The communications satellite ended up in the wrong orbit when it was launched onboard the Long March 3B rocket on June 19.

Zhongxing-9A, also known as ChinaSat 9A, finally made it to its right destination Thursday, though it may have cut short its lifespan because of the fuel burned to reposition it, the South China Morning Post reports.

“The satellite might have had a lifespan of 15 years.
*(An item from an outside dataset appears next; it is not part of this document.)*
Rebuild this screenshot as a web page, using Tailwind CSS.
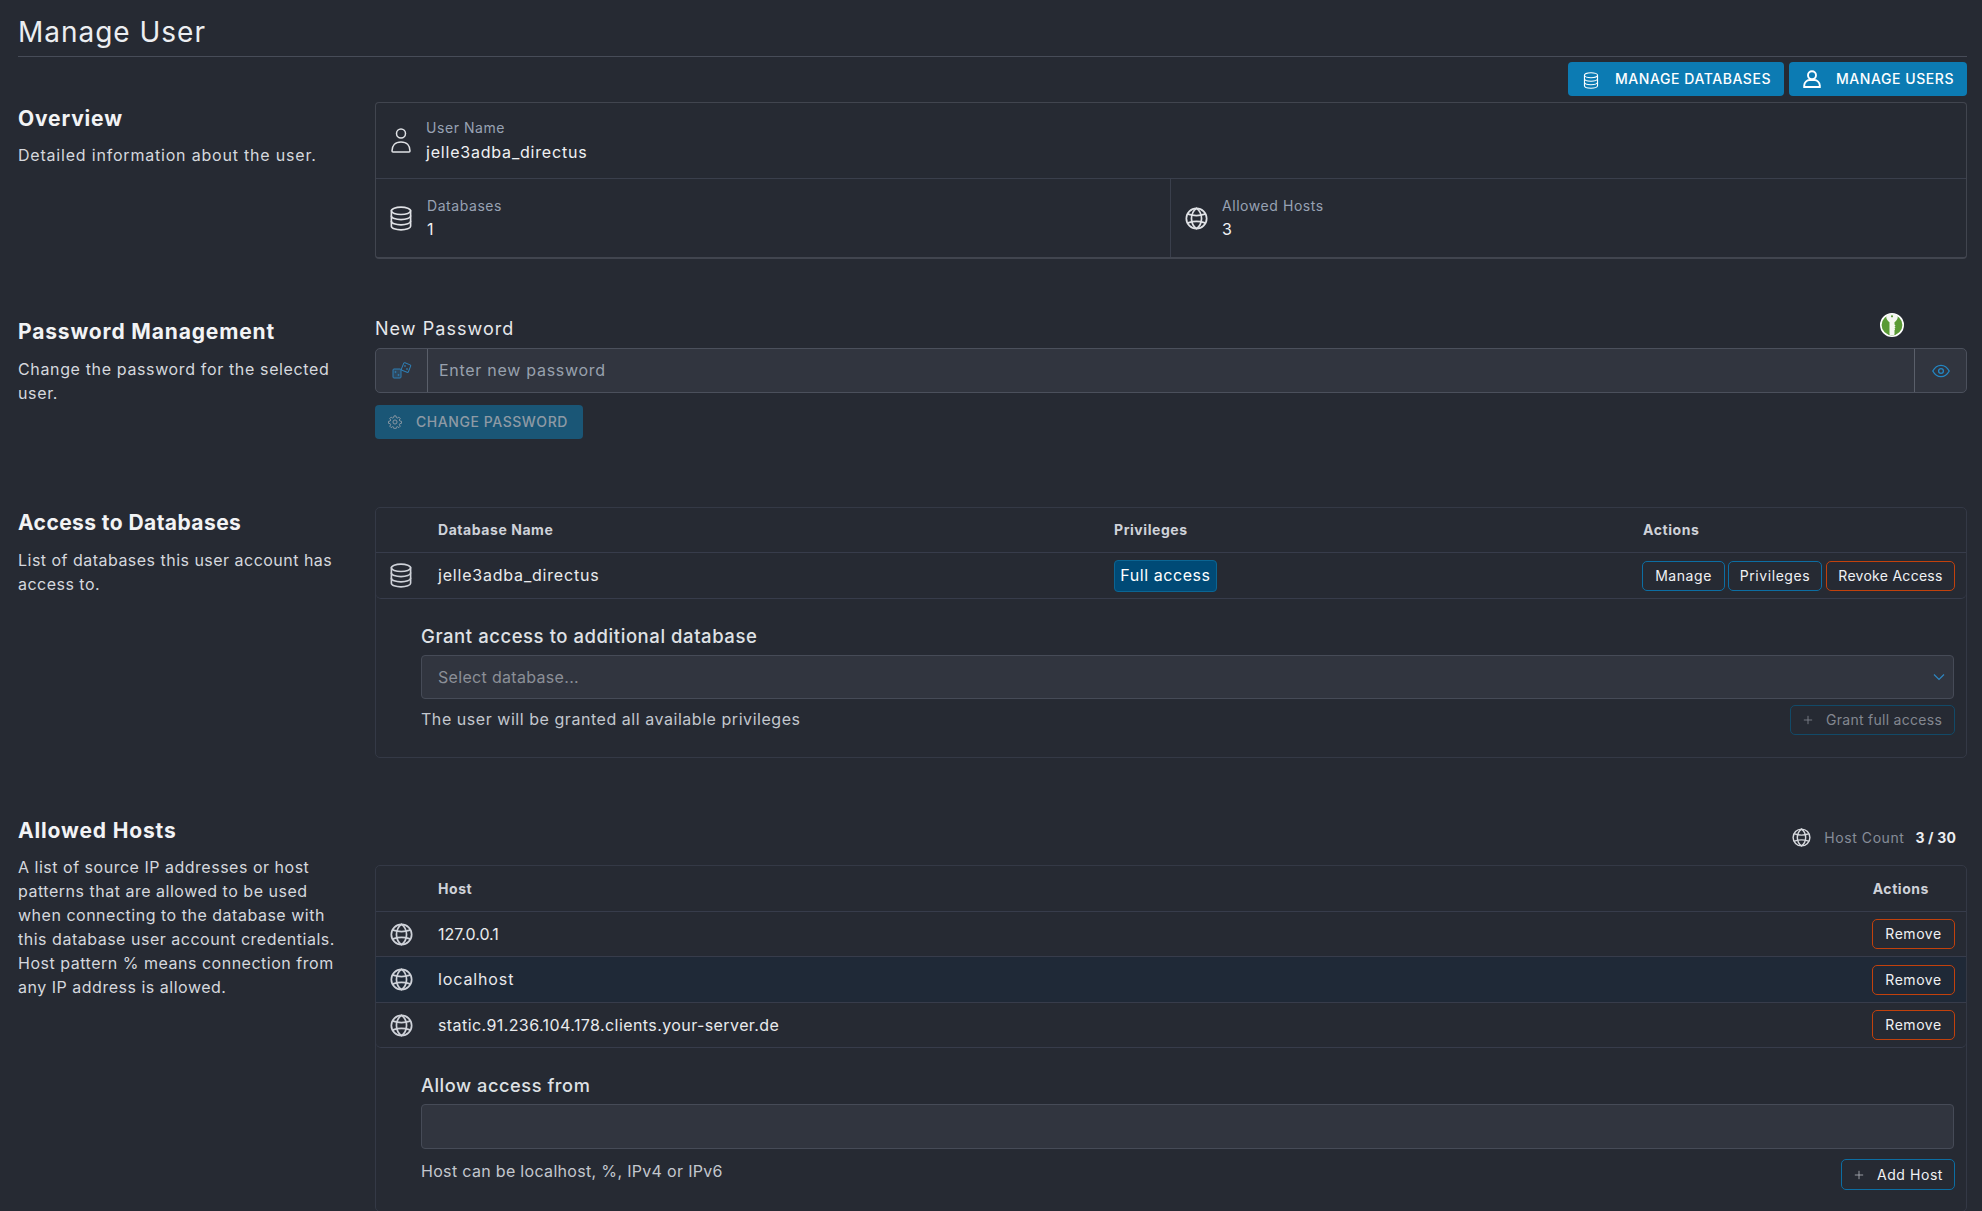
<!doctype html>
<html lang="en">
<head>
<meta charset="utf-8">
<title>Manage User</title>
<script src="https://cdn.jsdelivr.net/npm/@tailwindcss/browser@4"></script>
</head>
<body class="bg-[#262a33] text-[#e6e8ec] font-['Inter','Noto_Sans',sans-serif] tracking-[0.035em] overflow-hidden h-[1211px]">
<svg class="hidden">
  <symbol id="db" viewBox="0 0 22 26" fill="none" stroke="currentColor" stroke-width="1.7" stroke-linecap="round" stroke-linejoin="round">
    <ellipse cx="11" cy="5" rx="10" ry="3.8"/>
    <path d="M1 5v16c0 2.100 4.500 3.800 10 3.800s10-1.700 10-3.800V5"/>
    <path d="M1 10.400c0 2.100 4.500 3.800 10 3.800s10-1.700 10-3.800"/>
    <path d="M1 15.800c0 2.100 4.500 3.800 10 3.800s10-1.700 10-3.800"/>
  </symbol>
  <symbol id="globe" viewBox="0 0 24 24" fill="none" stroke="currentColor" stroke-width="1.8" stroke-linecap="round">
    <circle cx="12" cy="12" r="10.600"/>
    <path d="M12 1.400c-7 5-7 16.200 0 21.200M12 1.400c7 5 7 16.200 0 21.200"/>
    <path d="M3.200 7.500c5 1.700 12.600 1.700 17.600 0M3.200 16.500c5-1.700 12.600-1.700 17.600 0"/>
  </symbol>
  <symbol id="plus" viewBox="0 0 12 12" fill="none" stroke="currentColor" stroke-width="1">
    <path d="M6 1v10M1 6h10"/>
  </symbol>
</svg>

<div class="pl-[18px] pr-[15px]">
  <header class="h-[57px] border-b border-[#474c58]">
    <h1 class="pt-[14px] text-[28px] leading-[36px] font-normal tracking-[0.035em] text-[#eceef1]">Manage User</h1>
  </header>

  <div class="flex justify-end gap-[5px] pt-[5px]">
    <a class="flex items-center w-[216px] h-[34px] rounded-[4px] bg-[#0c7bb3] text-white text-[14px] font-medium pl-[15px]">
      <svg class="w-[16px] h-[17px] mt-[2px]"><use href="#db"/></svg>
      <span class="ml-[16px] pb-[1px]">MANAGE DATABASES</span>
    </a>
    <a class="flex items-center w-[178px] h-[34px] rounded-[4px] bg-[#0c7bb3] text-white text-[14px] font-medium pl-[14px]">
      <svg class="w-[18px] h-[18px]" viewBox="0 0 18 18" fill="none" stroke="currentColor" stroke-width="1.900"><circle cx="9" cy="5.300" r="4"/><path d="M1.200 17v-1.600C1.200 12.400 4 10 6.500 10h5c2.500 0 5.300 2.400 5.300 5.400V17z"/></svg>
      <span class="ml-[15px] pb-[1px]">MANAGE USERS</span>
    </a>
  </div>

  <!-- Overview -->
  <section class="flex mt-[6px]">
    <div class="w-[357px] shrink-0 pt-[2px]">
      <h2 class="pt-[1px] text-[21px] leading-[28px] font-bold tracking-[0.04em] text-[#f2f3f5]">Overview</h2>
      <p class="mt-[10px] text-[16px] leading-[24px] tracking-[0.05em] text-[#d5d8de]">Detailed information about the user.</p>
    </div>
    <div class="flex-1 h-[157px] border border-[#41454f] border-b-2 rounded-[4px]">
      <div class="flex items-center h-[76px] border-b border-[#3a3f4c] pl-[15px]">
        <svg class="w-[20px] h-[28px] text-[#e0e2e6]" viewBox="0 0 20 28" fill="none" stroke="currentColor" stroke-width="1.500"><circle cx="10" cy="6.500" r="4.500"/><path d="M1 24c0-5 3-9 9-9s9 4 9 9c0 .6-.5 1-1 1H2c-.5 0-1-.4-1-1z"/></svg>
        <div class="ml-[15px] pb-[1px]">
          <div class="text-[14px] leading-[20px] text-[#98a2b3]">User Name</div>
          <div class="mt-[4px] text-[16px] leading-[20px] tracking-[0.05em] text-[#f0f1f3]">jelle3adba_directus</div>
        </div>
      </div>
      <div class="flex h-[78px]">
        <div class="flex items-center w-[795px] border-r border-[#3a3f4c] pl-[14px]">
          <svg class="w-[22px] h-[25px] text-[#e0e2e6]"><use href="#db"/></svg>
          <div class="ml-[15px] pb-[2px]">
            <div class="text-[14px] leading-[20px] text-[#98a2b3]">Databases</div>
            <div class="mt-[3px] text-[16px] leading-[20px] text-[#f0f1f3]">1</div>
          </div>
        </div>
        <div class="flex items-center pl-[14px]">
          <svg class="w-[23px] h-[23px] text-[#e0e2e6]"><use href="#globe"/></svg>
          <div class="ml-[14px] pb-[2px]">
            <div class="text-[14px] leading-[20px] text-[#98a2b3]">Allowed Hosts</div>
            <div class="mt-[3px] text-[16px] leading-[20px] text-[#f0f1f3]">3</div>
          </div>
        </div>
      </div>
    </div>
  </section>

  <!-- Password -->
  <section class="flex mt-[58px]">
    <div class="w-[357px] shrink-0">
      <h2 class="pt-[1px] text-[21px] leading-[28px] font-bold tracking-[0.04em] text-[#f2f3f5]">Password Management</h2>
      <p class="mt-[11px] text-[16px] leading-[24px] tracking-[0.04em] text-[#d5d8de]">Change the password for the selected<br>user.</p>
    </div>
    <div class="flex-1 relative">
      <label class="block text-[18px] leading-[24px] tracking-[0.058em] text-[#e6e8ec]">New Password</label>
      <svg class="absolute right-[63px] top-[-4px] w-[24px] h-[24px]" viewBox="0 0 24 24">
        <circle cx="12" cy="12" r="11.200" fill="#5a9a35" stroke="#fff" stroke-width="1.600"/>
        <path d="M12 1c4 0 5.800 1.300 5.800 3 0 2.500-2.300 4.300-3.300 5.300v2.200l1 1-1 1.100 1 1-1 1 .6.800-.6.800v4c0 .6-1 1-2.500 1s-2.500-.4-2.500-1V9.300C8.500 8.300 6.200 6.500 6.200 4 6.200 2.300 8 1 12 1z" fill="#f5f7f2"/>
        <circle cx="12" cy="3.300" r="1.100" fill="#5a9a35"/>
      </svg>
      <div class="flex mt-[7px] h-[45px] rounded-[5px] border border-[#4b505c] bg-[#31353f]">
        <div class="flex items-center justify-center w-[52px] border-r border-[#5a5f6a] text-[#2e7fb5]">
          <svg class="w-[20px] h-[18px]" viewBox="0 0 20 18" fill="none" stroke="currentColor" stroke-width="1"><rect x="1" y="7" width="8" height="9" rx="1" fill="#2e6e99" fill-opacity=".35"/><rect x="10.500" y="1.500" width="7.500" height="8" rx="1" transform="rotate(22 14 5)"/><circle cx="3.500" cy="10" r=".6"/><circle cx="6.500" cy="13" r=".6"/><circle cx="13" cy="4" r=".5"/><circle cx="15" cy="7" r=".5"/></svg>
        </div>
        <div class="flex-1 flex items-center pl-[11px] pb-[1px] text-[16px] tracking-[0.045em] text-[#98a1ae]">Enter new password</div>
        <div class="flex items-center justify-center w-[52px] border-l border-[#5a5f6a] text-[#2387c4]">
          <svg class="w-[18px] h-[14px]" viewBox="0 0 18 14" fill="none" stroke="currentColor" stroke-width="1.300"><path d="M.8 7C2.800 3.300 5.600 1.300 9 1.300S15.200 3.300 17.200 7C15.200 10.700 12.400 12.700 9 12.700S2.800 10.700.8 7z"/><circle cx="9" cy="7" r="2.400"/></svg>
        </div>
      </div>
      <a class="flex items-center mt-[12px] w-[208px] h-[34px] rounded-[4px] bg-[#1a5676] text-[#8e9aa5] text-[14px] font-medium pl-[13px]">
        <svg class="w-[14px] h-[14px]" viewBox="0 0 24 24" fill="none" stroke="currentColor" stroke-width="1.600" stroke-linejoin="round"><path d="M10.300 1.500h3.400l.6 2.900 1.800.8 2.500-1.600 2.400 2.400-1.600 2.500.8 1.800 2.900.6v3.400l-2.900.6-.8 1.800 1.600 2.500-2.400 2.400-2.500-1.600-1.800.8-.6 2.900h-3.400l-.6-2.900-1.800-.8-2.500 1.600-2.400-2.400 1.600-2.500-.8-1.800-2.900-.6v-3.400l2.900-.6.800-1.800-1.600-2.500 2.400-2.400 2.500 1.600 1.800-.8z"/><circle cx="12" cy="12" r="3.500"/></svg>
        <span class="ml-[14px] pb-[1px]">CHANGE PASSWORD</span>
      </a>
    </div>
  </section>

  <!-- Access to Databases -->
  <section class="flex mt-[68px]">
    <div class="w-[357px] shrink-0 pt-[1px]">
      <h2 class="pt-[1px] text-[21px] leading-[28px] font-bold tracking-[0.02em] text-[#f2f3f5]">Access to Databases</h2>
      <p class="mt-[11px] text-[16px] leading-[24px] tracking-[0.03em] text-[#d5d8de]">List of databases this user account has<br>access to.</p>
    </div>
    <div class="flex-1 h-[251px] border border-[#343946] rounded-[5px]">
      <div class="flex items-center h-[45px] pb-[1px] border-b border-[#373c4b] text-[14px] font-bold text-[#cfd2d9]">
        <div class="w-[62px] shrink-0"></div>
        <div class="w-[676px] shrink-0">Database Name</div>
        <div class="w-[529px] shrink-0">Privileges</div>
        <div>Actions</div>
      </div>
      <div class="flex items-center h-[46px] border-b border-[#373c4b] rounded-b-[5px]">
        <div class="w-[62px] shrink-0 pl-[14px]"><svg class="block w-[22px] h-[25px] text-[#cfd2d9]"><use href="#db"/></svg></div>
        <div class="w-[676px] shrink-0 pb-[1px] text-[16px] tracking-[0.05em] text-[#e9eaed]">jelle3adba_directus</div>
        <div class="flex-1"><span class="inline-flex items-center justify-center w-[103px] h-[32px] pb-[1px] rounded-[4px] border border-[#0b6593] bg-[#004a76] text-[16px] text-white">Full access</span></div>
        <div class="flex pr-[11px] text-[14px] text-[#f0f1f3]">
          <a class="flex items-center justify-center w-[83px] h-[30px] rounded-[5px] border border-[#0c6ea3]">Manage</a>
          <a class="flex items-center justify-center w-[94px] h-[30px] ml-[3px] rounded-[5px] border border-[#0c6ea3]">Privileges</a>
          <a class="flex items-center justify-center w-[129px] h-[30px] ml-[4px] rounded-[5px] border border-[#c2410c] tracking-[0.02em]">Revoke Access</a>
        </div>
      </div>
      <div class="pl-[45px] pr-[12px] pt-[25px]">
        <div class="text-[18.500px] leading-[24px] font-medium text-[#dfe1e5]">Grant access to additional database</div>
        <div class="flex items-center justify-between mt-[7px] h-[44px] rounded-[4px] border border-[#464b57] bg-[#31353f] pl-[16px] pr-[8px] text-[16px] tracking-[0.02em] text-[#8b8f97]">
          <span>Select database...</span>
          <svg class="w-[12px] h-[8px] text-[#2e86c1]" viewBox="0 0 12 8" fill="none" stroke="currentColor" stroke-width="1.200"><path d="M1 1.500l5 5 5-5"/></svg>
        </div>
        <div class="flex justify-between items-start mt-[6px] mr-[-1px]">
          <span class="pt-[2px] text-[16px] leading-[24px] tracking-[0.034em] text-[#c3c7ce]">The user will be granted all available privileges</span>
          <a class="flex items-center w-[165px] h-[30px] rounded-[5px] border border-[#124a68] text-[14px] tracking-[0.02em] text-[#838790] pl-[12px]">
            <svg class="w-[10px] h-[10px]"><use href="#plus"/></svg>
            <span class="ml-[13px] pb-[1px]">Grant full access</span>
          </a>
        </div>
      </div>
    </div>
  </section>

  <!-- Allowed Hosts -->
  <section class="flex mt-[58px]">
    <div class="w-[357px] shrink-0">
      <h2 class="pt-[1px] text-[21px] leading-[28px] font-bold tracking-[0.04em] text-[#f2f3f5]">Allowed Hosts</h2>
      <p class="mt-[10px] text-[16px] leading-[24px] tracking-[0.032em] text-[#d5d8de]">A list of source IP addresses or host<br>patterns that are allowed to be used<br>when connecting to the database with<br>this database user account credentials.<br>Host pattern % means connection from<br>any IP address is allowed.</p>
    </div>
    <div class="flex-1">
      <div class="flex items-center justify-end h-[24px] mt-[9px] mb-[16px] pr-[11px] text-[14px]">
        <svg class="w-[19px] h-[19px] text-[#d7d9de]"><use href="#globe"/></svg>
        <span class="ml-[13px] text-[#868d99]">Host Count</span>
        <span class="ml-[11px] font-bold tracking-[0.012em] text-[#eceef1]">3 / 30</span>
      </div>
      <div class="border border-[#343946] rounded-[5px] pb-[21px]">
        <div class="flex items-center justify-between h-[46px] pb-[1px] border-b border-[#373c4b] text-[14px] font-bold text-[#cfd2d9]">
          <span class="pl-[62px]">Host</span><span class="pr-[37px]">Actions</span>
        </div>
        <div class="flex items-center h-[45px] border-b border-[#373c4b]">
          <div class="w-[62px] pl-[14px]"><svg class="block w-[23px] h-[23px] text-[#cfd2d9]"><use href="#globe"/></svg></div>
          <div class="flex-1 text-[16px] tracking-[0px] text-[#e9eaed]">127.0.0.1</div>
          <a class="flex items-center justify-center w-[83px] h-[30px] pb-[1px] mr-[11px] rounded-[5px] border border-[#c2410c] text-[14px] text-[#f0f1f3]">Remove</a>
        </div>
        <div class="flex items-center h-[46px] border-b border-[#373c4b] bg-[#1f2937]">
          <div class="w-[62px] pl-[14px]"><svg class="block w-[23px] h-[23px] text-[#cfd2d9]"><use href="#globe"/></svg></div>
          <div class="flex-1 pb-[1px] text-[16px] tracking-[0.055em] text-[#e9eaed]">localhost</div>
          <a class="flex items-center justify-center w-[83px] h-[30px] pb-[1px] mr-[11px] rounded-[5px] border border-[#c2410c] text-[14px] text-[#f0f1f3]">Remove</a>
        </div>
        <div class="flex items-center h-[45px] border-b border-[#373c4b] rounded-b-[5px]">
          <div class="w-[62px] pl-[14px]"><svg class="block w-[23px] h-[23px] text-[#cfd2d9]"><use href="#globe"/></svg></div>
          <div class="flex-1 pb-[1px] text-[16px] tracking-[0.026em] text-[#e9eaed]">static.91.236.104.178.clients.your-server.de</div>
          <a class="flex items-center justify-center w-[83px] h-[30px] pb-[1px] mr-[11px] rounded-[5px] border border-[#c2410c] text-[14px] text-[#f0f1f3]">Remove</a>
        </div>
        <div class="pl-[45px] pr-[12px] pt-[25px]">
          <div class="text-[18.200px] leading-[24px] font-medium text-[#dfe1e5]">Allow access from</div>
          <div class="mt-[7px] h-[45px] rounded-[4px] border border-[#464b57] bg-[#31353f]"></div>
          <div class="flex justify-between items-start mt-[10px] mr-[-1px]">
            <span class="text-[16px] leading-[24px] tracking-[0.02em] text-[#c3c7ce]">Host can be localhost, %, IPv4 or IPv6</span>
            <a class="flex items-center w-[114px] h-[31px] rounded-[5px] border border-[#0c6ea3] text-[14px] text-[#f0f1f3] pl-[12px]">
              <svg class="w-[10px] h-[10px] text-[#aeb2b9]"><use href="#plus"/></svg>
              <span class="ml-[13px]">Add Host</span>
            </a>
          </div>
        </div>
      </div>
    </div>
  </section>
</div>
</body>
</html>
It could have lost two or three years of that, depending on how much fuel was used,” Hu Weiduo, a spacecraft navigation and control scientist at Beihang University’s astronautics school, said.

Zhongxing-9A is now at a fixed point above the equator in Southeast Asia, its original destination, where it will be used to broadcast HD TV signals across China, Hong Kong, Macau and Taiwan.

A sigh of relief must have been breathed in the China Aerospace Science and Technology Corporation (CASC) control room when the good news came in.

READ MORE: Space race: 6 manned moon missions with the best chances of success (PHOTOS, VIDEOS)

The Chinese space program suffered another setback Sunday when its Long March 5 rocket, carrying experimental communications satellite Shijian-18, failed shortly after launch, crashing in the Pacific Ocean.

It is hoped that the Long March-5 missions will provide valuable data for the launch of China’s Chang’e-5 lunar probe sometime in 2018.

Last month, China successfully launched the Long March 4B, an X-ray space telescope designed to scan for black holes, pulsars and gamma-ray bursts.

In April, the country’s space agency successfully docked its Tianzhou-1 space freighter with the Tiangong-2 orbital lab. The automatic procedure was the first in the nation’s fast-paced space exploration program.